Probiotics: One of the major mechanisms of probiotic action is through the regulation of host immune response. Studies have identified several genes and specific compounds derived from probiotics, which mediate immunoregulatory effects.

New investment

Lytham-based Nutrition Group, contract manufacturer to the supplements industry, has seen a dramatic rise in demand for its immune system-boosting products during the coronavirus crisis. So much so that it created 20 new jobs, invested in faster machinery and increased its working hours to keep up. Orders for Vitamin C, Vitamin D and Zinc tablets increased by almost 100% in February, with similar rises in March and April.

Vitamin D and COVID-19

Public Health England reissued its recommendations for people to consider taking daily vitamin D supplements throughout the spring and summer as the coronavirus crisis continues and many of us miss out on spending as much time out of doors in the sunshine.

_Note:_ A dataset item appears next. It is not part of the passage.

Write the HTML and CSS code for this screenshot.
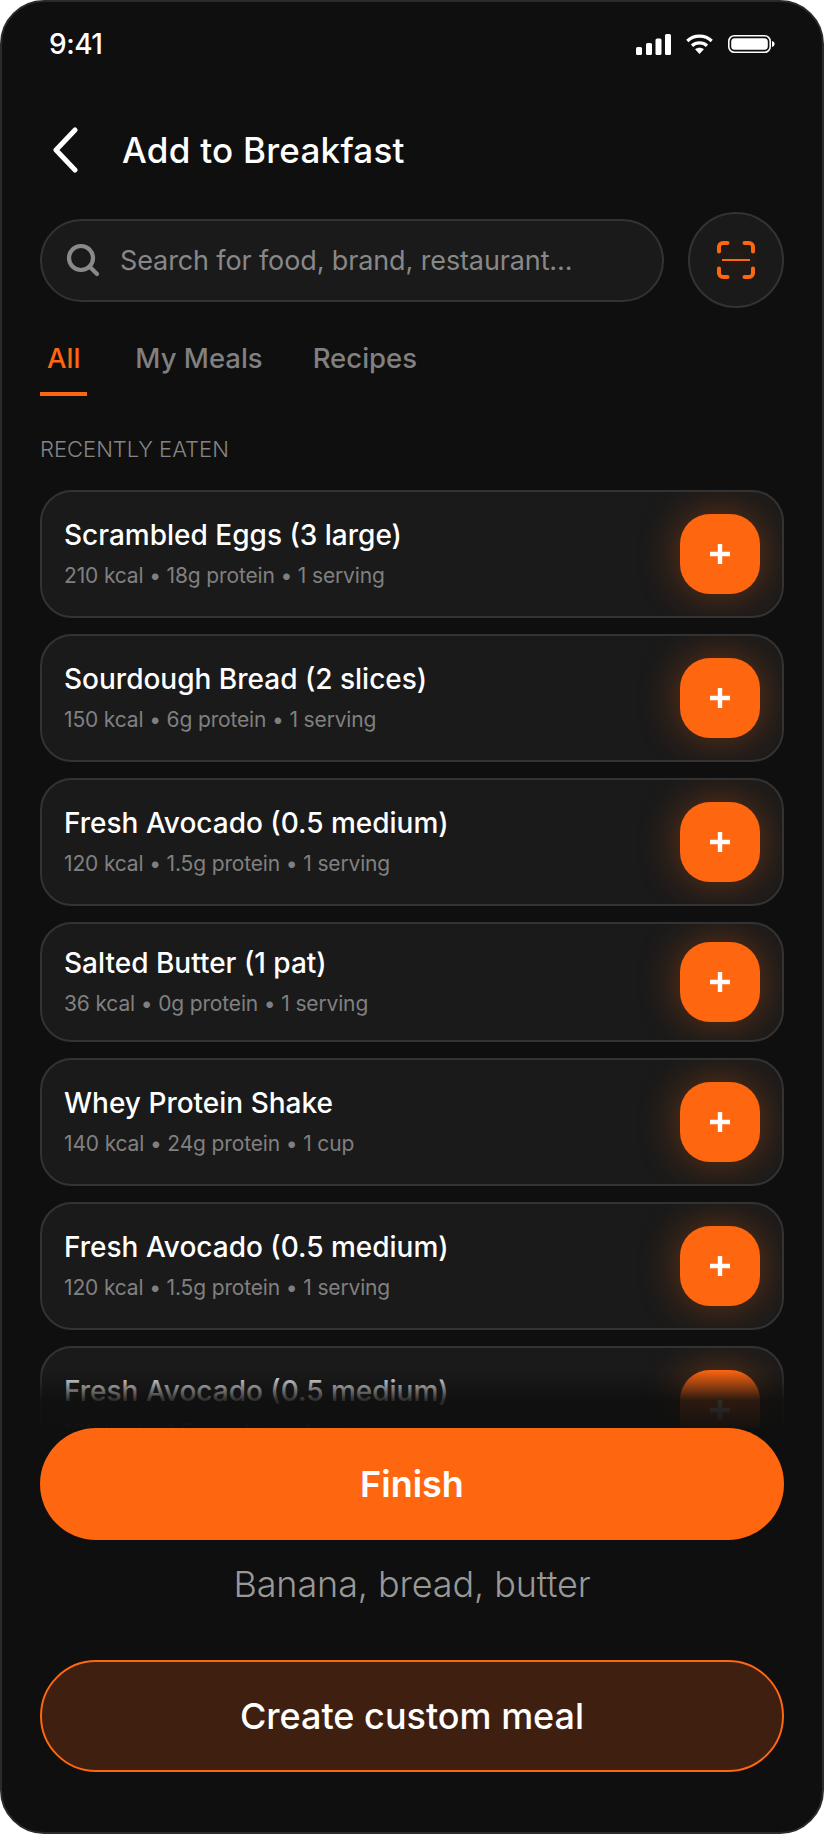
FILE: index.html
```html
<!DOCTYPE html>
<html lang="en">
<head>
<meta charset="utf-8">
<title>Add to Breakfast</title>
<link rel="stylesheet" href="styles.css">
</head>
<body>
<main class="phone">
  <div class="status">
    <span class="time">9:41</span>
    <div class="status-icons">
      <svg width="35" height="21" viewBox="0 0 35 21" fill="#fff"><rect x="0" y="13" width="6" height="8" rx="1.5"/><rect x="10" y="9" width="6" height="12" rx="1.500"/><rect x="19.500" y="4.500" width="6" height="16.500" rx="1.500"/><rect x="29" y="0" width="6" height="21" rx="1.500"/></svg>
      <svg width="27" height="20" viewBox="0 0 27 20" fill="none" stroke="#fff" stroke-width="3.2"><path d="M1.300 7C8 .6 19 .6 25.700 7"/><path d="M6 11.800c4.200-3.800 10.800-3.800 15 0"/><path d="M13.500 20l-4.400-4.700c2.500-2 6.300-2 8.800 0z" fill="#fff" stroke="none"/></svg>
      <svg width="47" height="18" viewBox="0 0 47 18" fill="none"><rect x="0.800" y="0.800" width="41.400" height="16.400" rx="5.500" stroke="#fff" stroke-width="1.600"/><rect x="3.200" y="3.200" width="36.600" height="11.600" rx="3.500" fill="#fff"/><path d="M44 6v6c1.600-.4 2.600-1.600 2.600-3S45.600 6.400 44 6z" fill="#fff"/></svg>
    </div>
  </div>

  <header class="title-row">
    <svg class="back" width="30" height="46" viewBox="0 0 30 46" fill="none" stroke="#fff" stroke-width="5" stroke-linecap="round" stroke-linejoin="round"><path d="M25 3 6 23l19 20"/></svg>
    <h1>Add to Breakfast</h1>
  </header>

  <div class="search-row">
    <div class="search">
      <svg width="34" height="34" viewBox="0 0 34 34" fill="none" stroke="#8a8a8a" stroke-width="4.200" stroke-linecap="round"><circle cx="15" cy="15" r="12"/><path d="m24 24 7 7"/></svg>
      <span>Search for food, brand, restaurant...</span>
    </div>
    <div class="scan">
      <svg width="38" height="38" viewBox="0 0 38 38" fill="none" stroke="#ff6610" stroke-width="4" stroke-linecap="round"><path d="M10.500 2H6a4 4 0 0 0-4 4v4.500"/><path d="M27.500 2H32a4 4 0 0 1 4 4v4.500"/><path d="M2 27.500V32a4 4 0 0 0 4 4h4.500"/><path d="M36 27.500V32a4 4 0 0 1-4 4h-4.500"/><path d="M5 19h28" stroke-width="2" stroke-linecap="butt"/></svg>
    </div>
  </div>

  <nav class="tabs">
    <span class="tab active">All</span>
    <span class="tab">My Meals</span>
    <span class="tab">Recipes</span>
  </nav>

  <h2 class="section">RECENTLY EATEN</h2>

  <section class="list">
    <article class="card"><div class="info"><div class="name">Scrambled Eggs (3 large)</div><div class="meta">210 kcal • 18g protein • 1 serving</div></div><div class="add"><svg width="20" height="20" viewBox="0 0 20 20" fill="#fff"><path d="M7.800 0h4.400v7.800H20v4.400h-7.800V20H7.800v-7.800H0V7.800h7.800z"/></svg></div></article>
    <article class="card"><div class="info"><div class="name">Sourdough Bread (2 slices)</div><div class="meta">150 kcal • 6g protein • 1 serving</div></div><div class="add"><svg width="20" height="20" viewBox="0 0 20 20" fill="#fff"><path d="M7.800 0h4.400v7.800H20v4.400h-7.800V20H7.800v-7.800H0V7.800h7.800z"/></svg></div></article>
    <article class="card"><div class="info"><div class="name">Fresh Avocado (0.5 medium)</div><div class="meta">120 kcal • 1.5g protein • 1 serving</div></div><div class="add"><svg width="20" height="20" viewBox="0 0 20 20" fill="#fff"><path d="M7.800 0h4.400v7.800H20v4.400h-7.800V20H7.800v-7.800H0V7.800h7.800z"/></svg></div></article>
    <article class="card compact"><div class="info"><div class="name">Salted Butter (1 pat)</div><div class="meta">36 kcal • 0g protein • 1 serving</div></div><div class="add"><svg width="20" height="20" viewBox="0 0 20 20" fill="#fff"><path d="M7.800 0h4.400v7.800H20v4.400h-7.800V20H7.800v-7.800H0V7.800h7.800z"/></svg></div></article>
    <article class="card"><div class="info"><div class="name">Whey Protein Shake</div><div class="meta">140 kcal • 24g protein • 1 cup</div></div><div class="add"><svg width="20" height="20" viewBox="0 0 20 20" fill="#fff"><path d="M7.800 0h4.400v7.800H20v4.400h-7.800V20H7.800v-7.800H0V7.800h7.800z"/></svg></div></article>
    <article class="card"><div class="info"><div class="name">Fresh Avocado (0.5 medium)</div><div class="meta">120 kcal • 1.5g protein • 1 serving</div></div><div class="add"><svg width="20" height="20" viewBox="0 0 20 20" fill="#fff"><path d="M7.800 0h4.400v7.800H20v4.400h-7.800V20H7.800v-7.800H0V7.800h7.800z"/></svg></div></article>
    <article class="card"><div class="info"><div class="name">Fresh Avocado (0.5 medium)</div><div class="meta">120 kcal • 1.5g protein • 1 serving</div></div><div class="add"><svg width="20" height="20" viewBox="0 0 20 20" fill="#fff"><path d="M7.800 0h4.400v7.800H20v4.400h-7.800V20H7.800v-7.800H0V7.800h7.800z"/></svg></div></article>
  </section>

  <footer class="actions">
    <div class="finish">Finish</div>
    <p class="summary">Banana, bread, butter</p>
    <div class="custom">Create custom meal</div>
  </footer>
</main>
</body>
</html>
```
FILE: styles.css
```css
* { box-sizing: border-box; margin: 0; padding: 0; }
html, body { width: 824px; height: 1834px; background: #fff; overflow: hidden; }
body { font-family: "Inter", "Liberation Sans", sans-serif; color: #fff; }

.phone {
  width: 824px;
  height: 1834px;
  background: #0f0f0f;
  border: 2px solid #2b2b2b;
  border-radius: 44px;
  padding: 0 38px;
  display: flex;
  flex-direction: column;
  overflow: hidden;
}

.status {
  display: flex;
  justify-content: space-between;
  align-items: center;
  height: 36px;
  margin-top: 24px;
  padding: 0 9px;
}
.time { font-size: 28px; font-weight: 500; letter-spacing: -0.5px; }
.status-icons { display: flex; align-items: center; gap: 15px; }

.title-row { display: flex; align-items: center; gap: 42px; margin-top: 65px; padding-left: 10px; height: 46px; }
.title-row h1 { font-size: 35px; font-weight: 500; letter-spacing: 0.25px; }

.search-row { display: flex; align-items: center; gap: 24px; margin-top: 39px; }
.search {
  flex: 1;
  height: 83px;
  background: #1a1a1a;
  border: 2px solid #333;
  border-radius: 42px;
  display: flex;
  align-items: center;
  gap: 20px;
  padding: 0 24px;
  color: #888;
  font-size: 27px;
  letter-spacing: -0.12px;
}
.scan {
  width: 96px;
  height: 96px;
  border-radius: 50%;
  background: radial-gradient(circle, #241b15 0, #1a1a1a 45%);
  border: 2px solid #333;
  display: flex;
  align-items: center;
  justify-content: center;
}

.tabs { display: flex; gap: 36px; margin-top: 18px; }
.tab { font-size: 27.5px; font-weight: 500; line-height: 33px; color: #808080; padding: 16px 7px 17px; border-bottom: 4px solid transparent; }
.tab.active { color: #ff6610; border-bottom-color: #ff6610; margin-right: 5px; }

.section { font-size: 22px; font-weight: 300; color: #858585; margin-top: 40px; line-height: 26px; }

.list { display: flex; flex-direction: column; gap: 16px; margin-top: 28px; height: 938px; overflow: hidden; }
.card {
  flex: none;
  display: flex;
  align-items: center;
  justify-content: space-between;
  background: #1a1a1a;
  border: 2px solid #333;
  border-radius: 32px;
  padding: 22px;
  height: 128px;
  overflow: hidden;
}
.card.compact { height: 120px; padding: 18px 22px; }
.name { font-size: 28px; font-weight: 500; line-height: 34px; }
.meta { font-size: 21px; color: #808080; line-height: 28px; margin-top: 10px; letter-spacing: -0.15px; }
.add {
  width: 80px;
  height: 80px;
  flex: none;
  background: #ff6610;
  border-radius: 30px;
  box-shadow: 0 0 40px rgba(255, 102, 16, 0.36);
  display: flex;
  align-items: center;
  justify-content: center;
}

.actions { position: relative; display: flex; flex-direction: column; align-items: stretch; }
.actions::before {
  content: "";
  position: absolute;
  left: -38px;
  right: -38px;
  top: -58px;
  height: 58px;
  background: linear-gradient(to bottom, rgba(15,15,15,0) 0%, rgba(15,15,15,.88) 52%, rgba(15,15,15,.97) 100%);
}
.finish {
  position: relative;
  height: 112px;
  border-radius: 56px;
  background: #ff6610;
  display: flex;
  align-items: center;
  justify-content: center;
  font-size: 36px;
  font-weight: 600;
}
.summary { text-align: center; font-size: 36px; font-weight: 300; color: #999; margin-top: 22px; line-height: 44px; letter-spacing: -0.1px; }
.custom {
  height: 112px;
  margin-top: 54px;
  border-radius: 56px;
  background: #3f1f10;
  border: 2px solid #ff6610;
  display: flex;
  align-items: center;
  justify-content: center;
  font-size: 36px;
  font-weight: 450;
}
```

People in the UK are already advised to consider taking a supplement of 10mg a day during the winter months but this has now been broadened to include the summer months too and is especially relevant for anybody who is self-isolating.

An adequate supply of vitamin D is essential to keep bones and muscles healthy and an increasing number of clinical studies have shown it also plays an important role in the immune system. The body naturally produces vitamin D from sunlight and it's difficult to get enough from diet alone.

Meanwhile, the Department of Health and Social Care recommends that those with darker skin, for example those of African, African Caribbean or South Asian backgrounds, consider taking a vitamin D supplement all year round (even during the summer months) as they may be at higher risk of vitamin D deficiency.